The answer is one number: how many lines in the data below hold "components".

-- DATA SECTION --
· · · · · · ·

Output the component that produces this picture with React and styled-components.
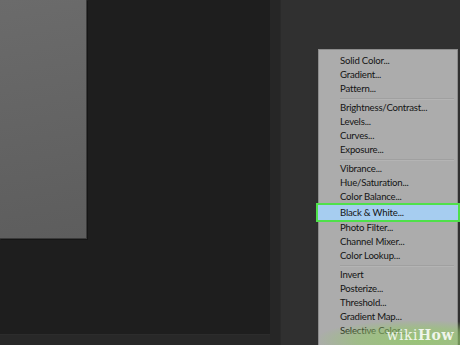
import { createGlobalStyle, styled } from "styled-components";

const Global = createGlobalStyle`
  html, body { margin: 0; padding: 0; background: #1e1e1e; }
  body { font-family: "Lato", "Open Sans", sans-serif; }
`;

const Screen = styled.div`
  width: 460px;
  height: 345px;
  display: flex;
  overflow: hidden;
  position: relative;
  background: #1e1e1e;
`;

const Workspace = styled.div`
  width: 270px;
  display: flex;
  flex-direction: column;
  justify-content: space-between;
`;

const Canvas = styled.div`
  width: 86px;
  height: 238px;
  background: linear-gradient(170deg, #6b6b6b 0%, #646464 50%, #5d5d5d 100%);
  border-right: 1px solid #3a3a3a;
  border-bottom: 1px solid #3a3a3a;
  box-shadow: 1px 1px 0 #151515;
`;

const StatusBar = styled.div`
  height: 10px;
  background: #282828;
  border-top: 1px solid #2c2c2c;
`;

const Divider = styled.div`
  width: 10px;
  background: #262626;
  border-right: 1px solid #2a2a2a;
`;

const Panel = styled.div`
  flex: 1;
  background: #303030;
  position: relative;
`;

const Menu = styled.div`
  position: absolute;
  left: 37px;
  top: 49px;
  width: 140px;
  height: 310px;
  background: #acacac;
  border: 1px solid #8c8c8c;
  padding-top: 4px;
  box-sizing: border-box;
`;

const Item = styled.div`
  height: 14px;
  line-height: 14px;
  font-size: 9.6px;
  letter-spacing: -0.2px;
  color: #141414;
  padding-left: 21px;
  white-space: nowrap;
  ${(p) =>
    p.$active &&
    `
    background: #a6cdf0;
    outline: 2px solid #4fe04a;
    margin: 1px -1px;
    padding-left: 22px;
    height: 15px;
    line-height: 15px;
  `}
`;

const Sep = styled.div`
  height: 1px;
  background: #a0a0a0;
  border-bottom: 1px solid #b4b4b4;
  margin: 2px 3px 1px 21px;
`;

const Watermark = styled.div`
  position: absolute;
  right: 0;
  bottom: 0;
  width: 140px;
  height: 24px;
  background: radial-gradient(ellipse at 70% 80%, rgba(150, 200, 110, 0.85) 0%, rgba(150, 200, 110, 0.55) 45%, rgba(150, 200, 110, 0) 75%);
  display: flex;
  align-items: flex-end;
  justify-content: flex-end;
  padding: 0 6px 2px 0;
  box-sizing: border-box;
  font-family: "DejaVu Serif", serif;
  font-size: 14px;
  font-weight: bold;
  color: rgba(255, 255, 255, 0.85);
  letter-spacing: 0.5px;
`;

const Light = styled.span`
  font-weight: normal;
`;

const groups = [
  ["Solid Color...", "Gradient...", "Pattern..."],
  ["Brightness/Contrast...", "Levels...", "Curves...", "Exposure..."],
  [
    "Vibrance...",
    "Hue/Saturation...",
    "Color Balance...",
    "Black & White...",
    "Photo Filter...",
    "Channel Mixer...",
    "Color Lookup...",
  ],
  ["Invert", "Posterize...", "Threshold...", "Gradient Map...", "Selective Color..."],
];

export default function App() {
  return (
    <>
      <Global />
      <Screen>
        <Workspace>
          <Canvas />
          <StatusBar />
        </Workspace>
        <Divider />
        <Panel>
          <Menu>
            {groups.map((g, gi) => (
              <div key={gi}>
                {gi > 0 && <Sep />}
                {g.map((label) => (
                  <Item key={label} $active={label === "Black & White..."}>
                    {label}
                  </Item>
                ))}
              </div>
            ))}
          </Menu>
        </Panel>
        <Watermark>
          <Light>wiki</Light>How
        </Watermark>
      </Screen>
    </>
  );
}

· · · · · · ·

-- WRITTEN SOLUTION --
2